The blueprint for acceptance

The research reveals a clear hierarchy of what moves communities from resistance to support. Economic benefits anchor acceptance, with job creation and tax revenue generating the strongest positive responses. Cooling technology choices matter more than general noise concerns, offering developers a specific and actionable path forward.

Property value fears affect a minority and are generally modest. Visual integration helps smooth the path but functions as a secondary consideration. The data makes one thing clear: communities aren’t asking for data centers to go away; they’re asking for them to contribute.

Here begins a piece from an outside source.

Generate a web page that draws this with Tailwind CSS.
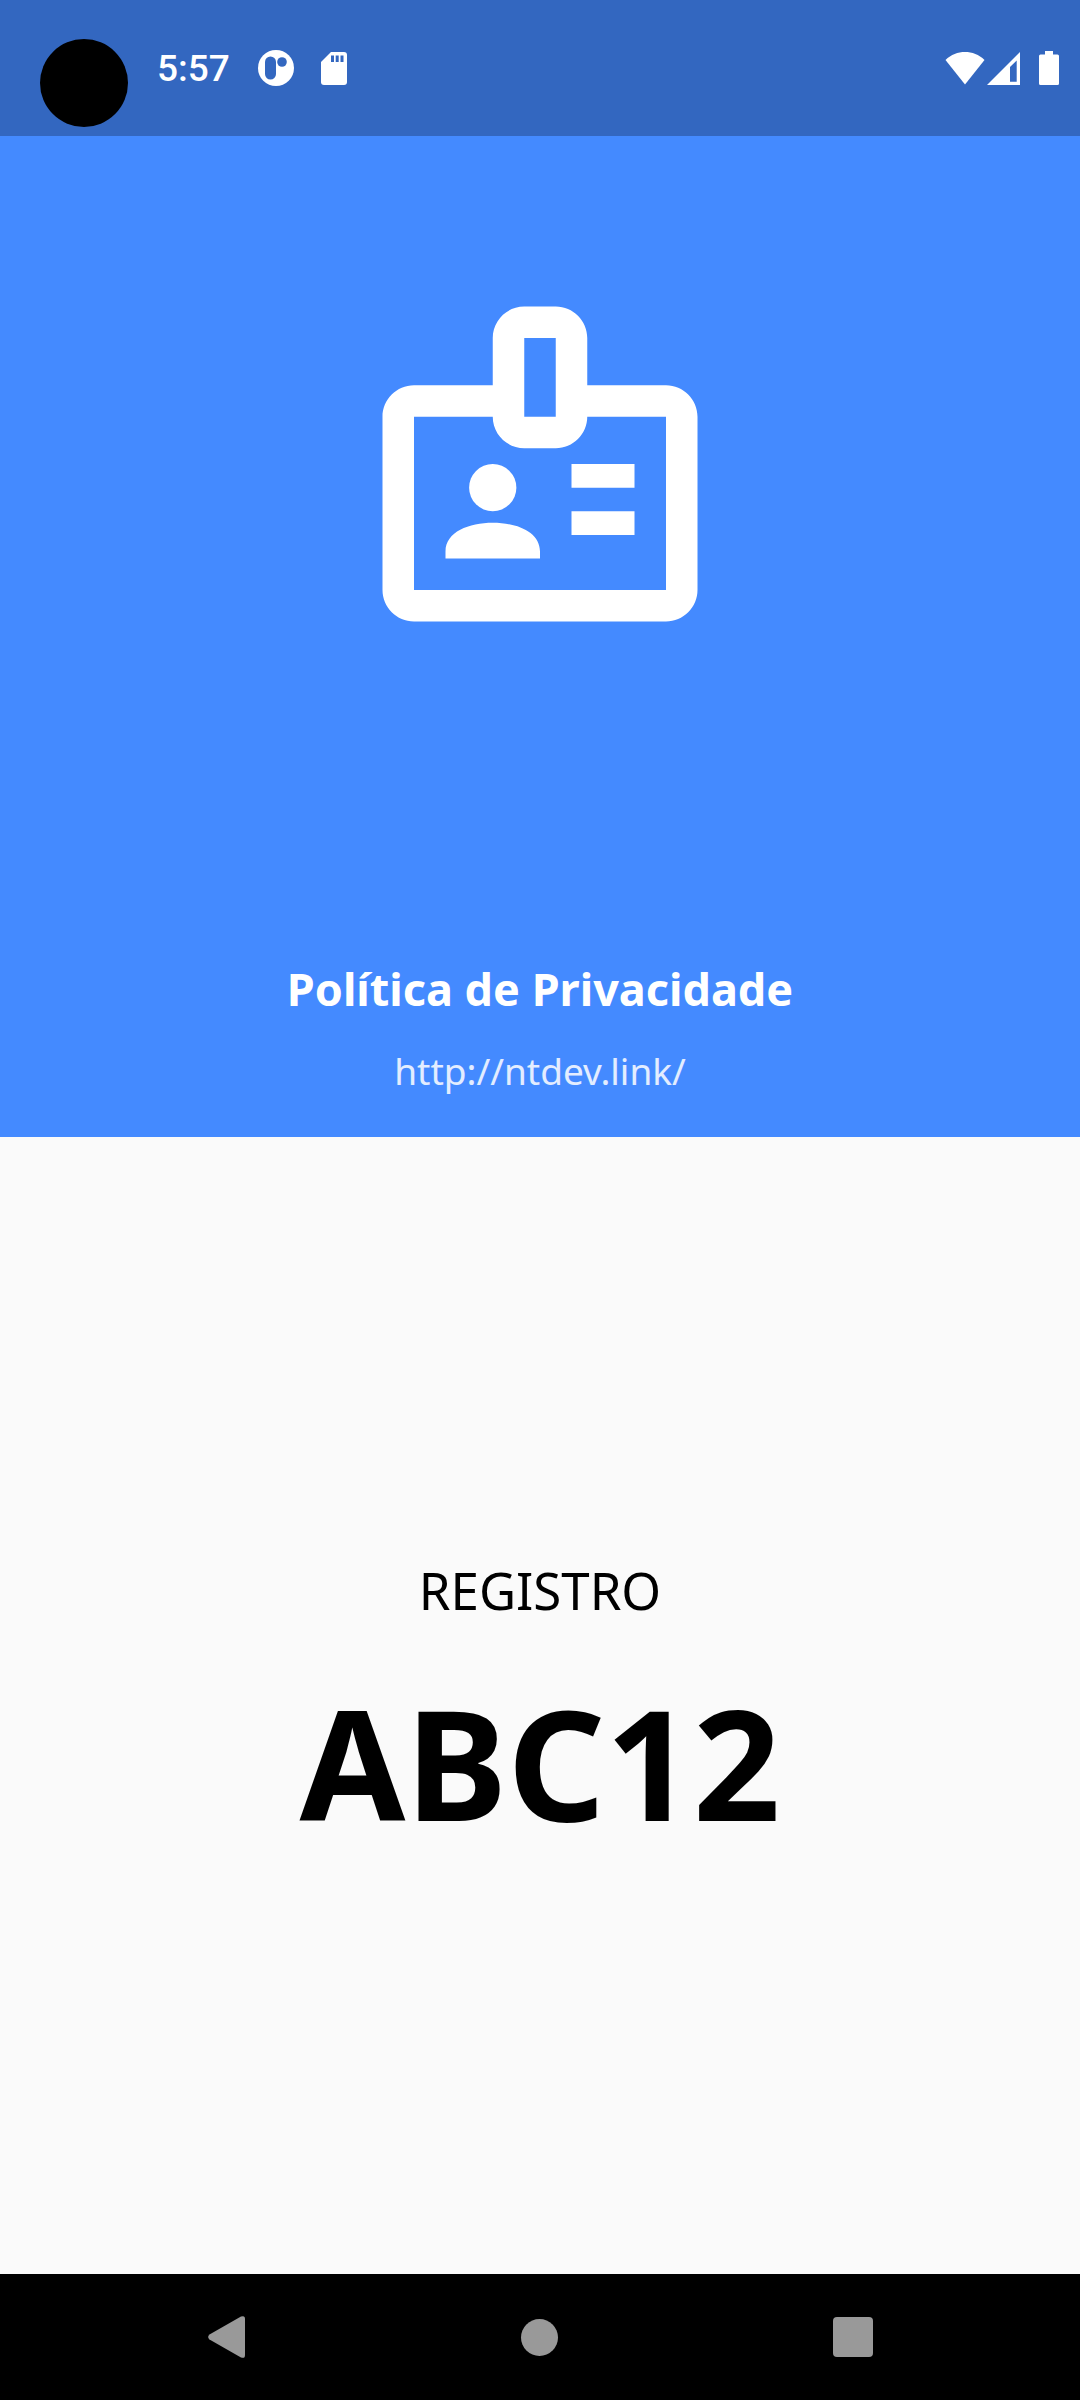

For data center operators facing surging demand, this represents both a mandate and an opportunity. Meeting community expectations requires infrastructure that performs efficiently while minimizing environmental impact. Advanced cooling solutions play a decisive role: high-efficiency air and liquid cooling systems, heat-reuse capabilities, free-cooling strategies, low-GWP refrigerants, and intelligent controls can dramatically reduce energy and water consumption while maintaining uptime and supporting higher rack densities.

Airedale by Modine is built for this moment. The company’s portfolio focuses on reducing cooling energy at scale, optimizing for PUE and WUE, and instrumenting systems so improvements are measurable and auditable. This combination—efficient hardware, intelligent controls, and verifiable data—transforms infrastructure upgrades into proof points that operators can communicate to communities and stakeholders.

“The path to community acceptance is clear: deliver economic value, minimize disruption, and prove it,” said John Williams, Group Vice President – Americas DC, Airedale by Modine. “Our role is to give data center operators the tools to meet those expectations. By reducing the cooling footprint and providing transparent metrics, we help operators expand capacity responsibly, turning conditional support into lasting partnerships with the communities they serve.”